Take every line that has the string "full" and copy it out.

··· SUPPLIED DATA

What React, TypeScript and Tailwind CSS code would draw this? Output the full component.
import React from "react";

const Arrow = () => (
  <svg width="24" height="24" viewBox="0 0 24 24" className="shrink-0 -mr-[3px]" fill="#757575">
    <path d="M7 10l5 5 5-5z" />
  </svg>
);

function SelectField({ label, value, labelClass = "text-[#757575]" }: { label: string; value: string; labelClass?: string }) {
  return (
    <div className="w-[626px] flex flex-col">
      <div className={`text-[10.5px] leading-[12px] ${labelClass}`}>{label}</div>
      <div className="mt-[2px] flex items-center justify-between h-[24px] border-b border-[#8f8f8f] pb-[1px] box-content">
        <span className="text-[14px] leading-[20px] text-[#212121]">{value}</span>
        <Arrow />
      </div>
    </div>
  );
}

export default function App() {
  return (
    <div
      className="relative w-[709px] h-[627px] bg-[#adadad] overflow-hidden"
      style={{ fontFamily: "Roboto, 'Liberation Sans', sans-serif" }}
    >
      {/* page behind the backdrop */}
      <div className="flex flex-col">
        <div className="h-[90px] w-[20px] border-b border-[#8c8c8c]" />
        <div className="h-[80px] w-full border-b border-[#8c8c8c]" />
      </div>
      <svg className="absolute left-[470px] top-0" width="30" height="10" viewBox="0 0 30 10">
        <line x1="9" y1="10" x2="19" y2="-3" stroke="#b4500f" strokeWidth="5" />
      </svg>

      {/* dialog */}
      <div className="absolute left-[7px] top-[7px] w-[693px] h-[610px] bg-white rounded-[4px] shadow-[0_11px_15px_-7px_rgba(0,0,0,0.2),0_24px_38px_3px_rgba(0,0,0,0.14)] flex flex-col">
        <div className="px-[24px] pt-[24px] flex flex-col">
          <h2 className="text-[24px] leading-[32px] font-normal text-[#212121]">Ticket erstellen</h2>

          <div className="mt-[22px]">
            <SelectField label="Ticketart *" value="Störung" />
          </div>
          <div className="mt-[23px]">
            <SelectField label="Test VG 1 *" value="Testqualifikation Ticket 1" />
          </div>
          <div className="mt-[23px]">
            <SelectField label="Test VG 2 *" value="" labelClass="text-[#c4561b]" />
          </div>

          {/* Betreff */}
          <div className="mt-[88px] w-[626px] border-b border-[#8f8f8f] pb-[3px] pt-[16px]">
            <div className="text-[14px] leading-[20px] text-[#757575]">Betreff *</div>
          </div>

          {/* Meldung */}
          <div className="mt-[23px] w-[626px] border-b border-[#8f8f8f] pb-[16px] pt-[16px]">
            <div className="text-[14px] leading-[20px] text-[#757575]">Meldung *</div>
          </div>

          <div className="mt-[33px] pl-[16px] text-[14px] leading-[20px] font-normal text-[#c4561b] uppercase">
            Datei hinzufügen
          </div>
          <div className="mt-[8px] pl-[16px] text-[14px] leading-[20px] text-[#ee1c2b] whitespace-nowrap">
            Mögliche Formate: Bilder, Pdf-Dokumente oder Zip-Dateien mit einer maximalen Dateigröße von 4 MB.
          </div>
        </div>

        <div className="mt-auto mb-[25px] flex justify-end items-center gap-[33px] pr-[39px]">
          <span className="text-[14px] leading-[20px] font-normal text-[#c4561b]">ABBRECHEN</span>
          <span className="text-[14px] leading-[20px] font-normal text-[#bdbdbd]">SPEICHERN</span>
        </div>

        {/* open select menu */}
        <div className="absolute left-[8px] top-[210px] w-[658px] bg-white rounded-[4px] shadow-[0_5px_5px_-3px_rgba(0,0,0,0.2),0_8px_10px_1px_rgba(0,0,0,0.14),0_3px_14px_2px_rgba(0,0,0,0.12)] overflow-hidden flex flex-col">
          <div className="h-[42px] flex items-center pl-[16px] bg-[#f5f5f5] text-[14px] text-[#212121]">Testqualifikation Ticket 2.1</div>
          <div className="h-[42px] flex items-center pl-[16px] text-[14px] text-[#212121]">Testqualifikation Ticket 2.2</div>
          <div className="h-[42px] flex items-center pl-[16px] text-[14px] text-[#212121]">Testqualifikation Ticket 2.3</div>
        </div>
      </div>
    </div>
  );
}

······

▶ _RESULT_
What React, TypeScript and Tailwind CSS code would draw this? Output the full component.
        <div className="h-[80px] w-full border-b border-[#8c8c8c]" />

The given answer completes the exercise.